### TASK DATA

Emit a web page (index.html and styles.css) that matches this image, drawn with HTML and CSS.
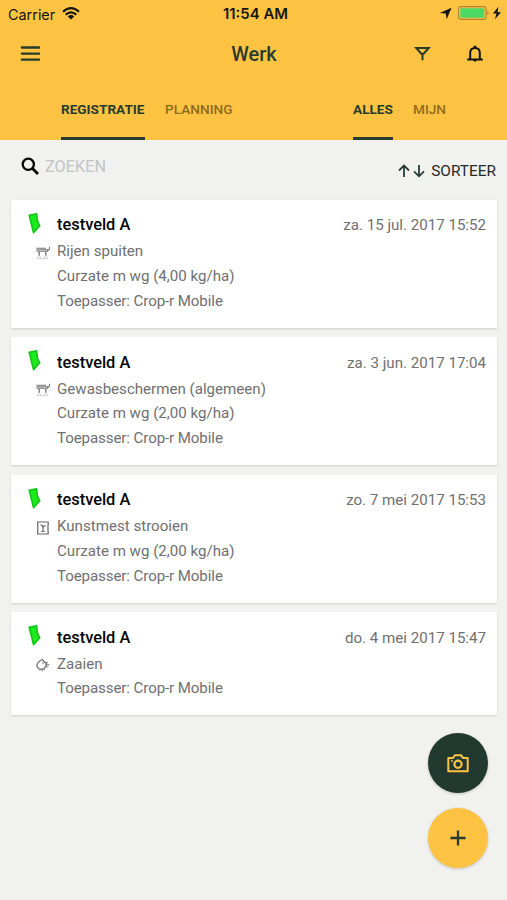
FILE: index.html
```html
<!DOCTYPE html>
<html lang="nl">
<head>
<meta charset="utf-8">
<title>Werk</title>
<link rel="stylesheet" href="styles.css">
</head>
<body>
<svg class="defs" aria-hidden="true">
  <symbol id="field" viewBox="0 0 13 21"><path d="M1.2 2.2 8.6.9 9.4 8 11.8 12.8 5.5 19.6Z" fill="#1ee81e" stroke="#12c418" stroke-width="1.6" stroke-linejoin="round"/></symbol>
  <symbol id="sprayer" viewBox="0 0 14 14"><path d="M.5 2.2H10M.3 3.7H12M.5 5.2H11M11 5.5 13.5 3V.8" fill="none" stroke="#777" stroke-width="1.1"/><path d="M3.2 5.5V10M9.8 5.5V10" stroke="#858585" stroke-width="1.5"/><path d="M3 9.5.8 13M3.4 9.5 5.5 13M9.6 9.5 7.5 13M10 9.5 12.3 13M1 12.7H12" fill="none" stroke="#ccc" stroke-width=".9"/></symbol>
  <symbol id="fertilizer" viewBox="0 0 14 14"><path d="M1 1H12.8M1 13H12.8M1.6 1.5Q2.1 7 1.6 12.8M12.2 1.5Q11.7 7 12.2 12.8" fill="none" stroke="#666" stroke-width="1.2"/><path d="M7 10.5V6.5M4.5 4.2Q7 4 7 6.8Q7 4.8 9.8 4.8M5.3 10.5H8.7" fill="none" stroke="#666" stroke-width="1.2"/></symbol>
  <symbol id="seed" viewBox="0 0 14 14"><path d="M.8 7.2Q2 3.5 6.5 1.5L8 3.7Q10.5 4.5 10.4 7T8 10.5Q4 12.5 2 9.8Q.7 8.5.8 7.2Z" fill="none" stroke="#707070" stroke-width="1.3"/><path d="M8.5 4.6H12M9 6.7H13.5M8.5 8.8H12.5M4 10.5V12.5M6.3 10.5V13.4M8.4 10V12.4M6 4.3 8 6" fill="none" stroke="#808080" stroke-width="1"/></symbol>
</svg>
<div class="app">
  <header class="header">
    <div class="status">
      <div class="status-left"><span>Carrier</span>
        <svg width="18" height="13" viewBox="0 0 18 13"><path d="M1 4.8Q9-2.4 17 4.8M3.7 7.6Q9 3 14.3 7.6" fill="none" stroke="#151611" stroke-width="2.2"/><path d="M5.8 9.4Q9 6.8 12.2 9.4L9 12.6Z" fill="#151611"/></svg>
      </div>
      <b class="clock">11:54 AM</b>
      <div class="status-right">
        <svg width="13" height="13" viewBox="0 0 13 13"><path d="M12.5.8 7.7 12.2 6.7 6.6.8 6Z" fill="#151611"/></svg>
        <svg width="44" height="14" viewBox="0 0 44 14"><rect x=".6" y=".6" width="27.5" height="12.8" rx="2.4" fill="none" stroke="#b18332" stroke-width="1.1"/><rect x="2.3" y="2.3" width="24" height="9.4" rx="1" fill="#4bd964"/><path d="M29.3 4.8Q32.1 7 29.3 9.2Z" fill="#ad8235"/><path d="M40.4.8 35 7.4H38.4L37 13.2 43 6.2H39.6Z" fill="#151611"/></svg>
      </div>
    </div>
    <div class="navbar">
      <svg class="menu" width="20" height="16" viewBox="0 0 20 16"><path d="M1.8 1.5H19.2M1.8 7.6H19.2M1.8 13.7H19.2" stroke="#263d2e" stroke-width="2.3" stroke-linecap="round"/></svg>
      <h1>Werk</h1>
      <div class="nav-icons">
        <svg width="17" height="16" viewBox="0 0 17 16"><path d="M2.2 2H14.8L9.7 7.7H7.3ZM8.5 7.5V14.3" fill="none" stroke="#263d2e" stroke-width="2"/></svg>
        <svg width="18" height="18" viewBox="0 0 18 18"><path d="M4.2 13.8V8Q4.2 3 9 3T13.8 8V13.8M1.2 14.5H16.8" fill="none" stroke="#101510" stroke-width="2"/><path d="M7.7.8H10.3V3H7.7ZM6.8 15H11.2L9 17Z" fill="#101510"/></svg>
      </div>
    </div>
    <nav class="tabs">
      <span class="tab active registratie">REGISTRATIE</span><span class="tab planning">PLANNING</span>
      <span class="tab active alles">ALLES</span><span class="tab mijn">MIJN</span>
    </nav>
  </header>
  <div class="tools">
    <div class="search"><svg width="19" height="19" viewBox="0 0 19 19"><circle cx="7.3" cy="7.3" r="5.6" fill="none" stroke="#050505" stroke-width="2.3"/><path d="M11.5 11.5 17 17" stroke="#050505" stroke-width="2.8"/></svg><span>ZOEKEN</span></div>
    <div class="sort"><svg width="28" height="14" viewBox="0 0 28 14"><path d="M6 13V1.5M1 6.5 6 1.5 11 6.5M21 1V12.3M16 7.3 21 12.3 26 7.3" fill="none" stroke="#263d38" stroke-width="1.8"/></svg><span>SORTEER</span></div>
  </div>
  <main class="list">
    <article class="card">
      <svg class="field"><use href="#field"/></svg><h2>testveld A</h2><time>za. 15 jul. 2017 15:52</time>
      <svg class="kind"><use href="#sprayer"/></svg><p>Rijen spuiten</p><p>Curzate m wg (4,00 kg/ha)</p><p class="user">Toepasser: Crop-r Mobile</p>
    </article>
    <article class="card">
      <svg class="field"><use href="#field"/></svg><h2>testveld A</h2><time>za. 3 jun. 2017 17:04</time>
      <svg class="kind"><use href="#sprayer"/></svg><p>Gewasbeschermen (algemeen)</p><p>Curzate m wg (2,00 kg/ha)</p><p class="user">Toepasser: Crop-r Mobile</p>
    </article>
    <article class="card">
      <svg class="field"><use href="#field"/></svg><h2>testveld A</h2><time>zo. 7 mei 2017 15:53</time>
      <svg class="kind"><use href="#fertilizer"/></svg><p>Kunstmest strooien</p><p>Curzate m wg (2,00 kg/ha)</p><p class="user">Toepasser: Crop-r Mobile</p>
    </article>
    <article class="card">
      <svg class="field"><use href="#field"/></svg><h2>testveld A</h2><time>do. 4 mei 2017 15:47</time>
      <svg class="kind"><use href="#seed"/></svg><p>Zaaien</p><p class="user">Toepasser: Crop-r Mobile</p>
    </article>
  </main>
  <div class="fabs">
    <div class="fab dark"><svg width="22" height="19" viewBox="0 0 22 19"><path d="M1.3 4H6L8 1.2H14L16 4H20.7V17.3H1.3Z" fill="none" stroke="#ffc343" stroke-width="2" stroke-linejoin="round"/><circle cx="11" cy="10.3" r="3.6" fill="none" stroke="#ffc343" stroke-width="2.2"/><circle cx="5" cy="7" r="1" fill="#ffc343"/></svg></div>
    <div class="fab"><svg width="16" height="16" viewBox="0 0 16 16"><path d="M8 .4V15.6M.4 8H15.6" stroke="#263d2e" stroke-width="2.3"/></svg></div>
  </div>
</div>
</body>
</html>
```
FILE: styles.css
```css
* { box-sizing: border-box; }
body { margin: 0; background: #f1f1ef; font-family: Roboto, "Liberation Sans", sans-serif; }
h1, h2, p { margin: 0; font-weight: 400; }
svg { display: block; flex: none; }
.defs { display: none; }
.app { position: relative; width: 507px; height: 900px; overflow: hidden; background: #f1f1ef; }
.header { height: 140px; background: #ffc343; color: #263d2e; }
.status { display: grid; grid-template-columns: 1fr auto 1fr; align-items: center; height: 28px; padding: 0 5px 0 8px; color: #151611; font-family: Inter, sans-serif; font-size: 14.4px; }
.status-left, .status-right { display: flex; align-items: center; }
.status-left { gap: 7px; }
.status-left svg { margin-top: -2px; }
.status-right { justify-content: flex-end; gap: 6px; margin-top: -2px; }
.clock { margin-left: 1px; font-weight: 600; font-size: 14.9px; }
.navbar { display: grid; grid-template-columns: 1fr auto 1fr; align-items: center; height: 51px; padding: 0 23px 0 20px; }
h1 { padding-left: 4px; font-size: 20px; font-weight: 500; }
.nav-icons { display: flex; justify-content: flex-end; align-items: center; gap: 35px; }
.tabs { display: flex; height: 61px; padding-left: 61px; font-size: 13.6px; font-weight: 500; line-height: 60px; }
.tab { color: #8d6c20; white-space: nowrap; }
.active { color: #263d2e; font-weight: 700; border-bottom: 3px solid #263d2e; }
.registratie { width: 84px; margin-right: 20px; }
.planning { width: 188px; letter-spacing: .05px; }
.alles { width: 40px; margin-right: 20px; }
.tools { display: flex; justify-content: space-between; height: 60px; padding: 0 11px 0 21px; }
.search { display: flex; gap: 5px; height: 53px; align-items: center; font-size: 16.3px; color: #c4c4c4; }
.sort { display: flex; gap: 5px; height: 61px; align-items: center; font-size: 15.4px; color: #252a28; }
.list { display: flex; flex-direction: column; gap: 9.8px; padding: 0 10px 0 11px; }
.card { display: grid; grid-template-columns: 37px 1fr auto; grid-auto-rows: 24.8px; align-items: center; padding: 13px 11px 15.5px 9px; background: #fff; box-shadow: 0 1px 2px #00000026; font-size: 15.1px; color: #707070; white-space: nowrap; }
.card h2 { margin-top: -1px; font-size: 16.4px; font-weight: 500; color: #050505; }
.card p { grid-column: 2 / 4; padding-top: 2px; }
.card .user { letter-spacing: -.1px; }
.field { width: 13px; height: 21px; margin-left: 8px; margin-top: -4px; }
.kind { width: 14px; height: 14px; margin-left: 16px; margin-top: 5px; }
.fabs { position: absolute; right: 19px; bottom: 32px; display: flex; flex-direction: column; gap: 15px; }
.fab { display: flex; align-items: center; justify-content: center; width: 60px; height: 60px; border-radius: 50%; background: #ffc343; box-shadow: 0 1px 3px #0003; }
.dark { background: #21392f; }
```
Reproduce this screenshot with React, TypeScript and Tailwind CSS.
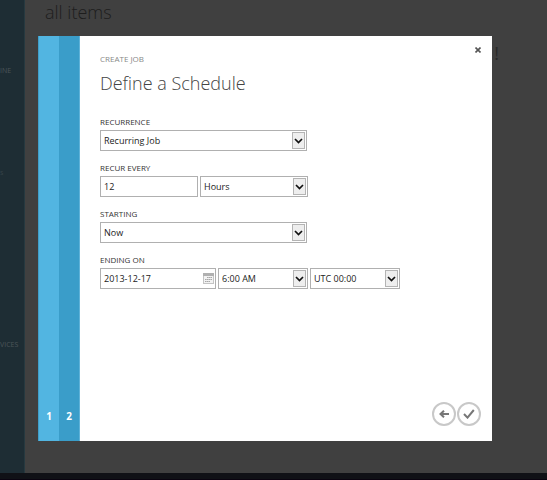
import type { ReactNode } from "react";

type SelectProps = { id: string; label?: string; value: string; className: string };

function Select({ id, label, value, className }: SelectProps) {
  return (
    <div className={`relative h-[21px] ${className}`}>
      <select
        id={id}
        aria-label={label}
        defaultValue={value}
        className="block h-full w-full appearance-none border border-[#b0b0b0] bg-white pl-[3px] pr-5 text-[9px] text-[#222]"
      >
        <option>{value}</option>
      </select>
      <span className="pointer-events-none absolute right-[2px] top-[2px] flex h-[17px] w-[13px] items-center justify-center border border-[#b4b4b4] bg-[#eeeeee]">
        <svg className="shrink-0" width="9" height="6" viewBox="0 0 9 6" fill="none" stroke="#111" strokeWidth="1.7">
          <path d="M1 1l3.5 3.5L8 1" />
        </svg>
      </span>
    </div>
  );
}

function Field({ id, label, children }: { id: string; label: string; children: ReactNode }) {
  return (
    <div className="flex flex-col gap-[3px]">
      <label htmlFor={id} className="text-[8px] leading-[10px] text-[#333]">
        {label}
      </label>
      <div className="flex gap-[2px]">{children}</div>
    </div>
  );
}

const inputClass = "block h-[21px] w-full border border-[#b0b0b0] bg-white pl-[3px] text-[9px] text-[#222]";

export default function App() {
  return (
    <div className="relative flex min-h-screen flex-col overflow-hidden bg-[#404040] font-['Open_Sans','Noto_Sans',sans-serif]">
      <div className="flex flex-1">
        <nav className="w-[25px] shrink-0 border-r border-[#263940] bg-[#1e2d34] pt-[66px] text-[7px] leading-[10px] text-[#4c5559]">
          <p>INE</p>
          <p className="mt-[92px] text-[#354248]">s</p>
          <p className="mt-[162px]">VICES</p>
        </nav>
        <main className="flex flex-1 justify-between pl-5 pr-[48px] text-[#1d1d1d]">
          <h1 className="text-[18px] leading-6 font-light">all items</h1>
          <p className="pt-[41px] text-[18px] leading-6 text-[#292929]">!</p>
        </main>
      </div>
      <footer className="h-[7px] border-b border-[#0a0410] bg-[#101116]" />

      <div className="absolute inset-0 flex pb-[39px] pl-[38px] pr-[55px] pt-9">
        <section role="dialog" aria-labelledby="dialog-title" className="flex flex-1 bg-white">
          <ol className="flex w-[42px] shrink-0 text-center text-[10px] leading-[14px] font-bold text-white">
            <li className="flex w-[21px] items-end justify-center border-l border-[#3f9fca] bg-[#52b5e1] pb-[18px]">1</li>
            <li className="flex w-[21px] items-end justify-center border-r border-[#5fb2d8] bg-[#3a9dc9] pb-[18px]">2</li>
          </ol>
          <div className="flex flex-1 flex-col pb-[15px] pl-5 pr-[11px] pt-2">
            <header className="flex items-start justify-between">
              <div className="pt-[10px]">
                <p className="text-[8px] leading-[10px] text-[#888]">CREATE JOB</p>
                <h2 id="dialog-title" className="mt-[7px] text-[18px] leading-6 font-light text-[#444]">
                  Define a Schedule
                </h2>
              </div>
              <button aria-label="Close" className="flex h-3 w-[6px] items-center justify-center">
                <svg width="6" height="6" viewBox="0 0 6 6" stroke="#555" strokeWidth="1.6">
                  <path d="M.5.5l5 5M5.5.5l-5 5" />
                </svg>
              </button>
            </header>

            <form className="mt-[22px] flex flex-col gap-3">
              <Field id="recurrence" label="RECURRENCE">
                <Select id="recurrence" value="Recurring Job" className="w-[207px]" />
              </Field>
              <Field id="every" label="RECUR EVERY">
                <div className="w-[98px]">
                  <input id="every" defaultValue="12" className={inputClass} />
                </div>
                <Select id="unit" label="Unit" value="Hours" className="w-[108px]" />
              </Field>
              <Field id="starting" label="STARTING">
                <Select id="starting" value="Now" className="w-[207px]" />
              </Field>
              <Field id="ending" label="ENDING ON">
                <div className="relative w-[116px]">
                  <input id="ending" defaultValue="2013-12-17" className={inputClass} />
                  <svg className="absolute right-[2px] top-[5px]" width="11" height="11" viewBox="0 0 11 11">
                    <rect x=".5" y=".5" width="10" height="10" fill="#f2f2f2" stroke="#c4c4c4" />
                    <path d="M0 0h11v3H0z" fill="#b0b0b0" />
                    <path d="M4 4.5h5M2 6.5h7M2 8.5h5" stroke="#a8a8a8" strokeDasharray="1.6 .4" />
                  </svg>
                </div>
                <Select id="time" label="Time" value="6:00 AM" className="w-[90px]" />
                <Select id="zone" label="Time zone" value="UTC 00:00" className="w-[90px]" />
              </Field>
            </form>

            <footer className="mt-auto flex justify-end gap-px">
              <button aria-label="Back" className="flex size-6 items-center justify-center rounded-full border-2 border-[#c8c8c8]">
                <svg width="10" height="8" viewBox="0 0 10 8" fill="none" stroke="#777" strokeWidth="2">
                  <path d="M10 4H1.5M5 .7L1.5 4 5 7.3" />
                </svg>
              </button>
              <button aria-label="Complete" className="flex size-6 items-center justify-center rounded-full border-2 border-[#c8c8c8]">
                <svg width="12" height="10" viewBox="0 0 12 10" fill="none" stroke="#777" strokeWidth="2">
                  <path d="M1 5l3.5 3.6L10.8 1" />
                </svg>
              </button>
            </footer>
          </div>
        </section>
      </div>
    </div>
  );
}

### WRITTEN PROBLEM
Return every line in the listing that contains the word "with".

### RIGHT ANSWER
Emit a web page (index.html and styles.css) that matches this image, drawn with HTML and CSS.
Reproduce this screenshot with React, TypeScript and Tailwind CSS.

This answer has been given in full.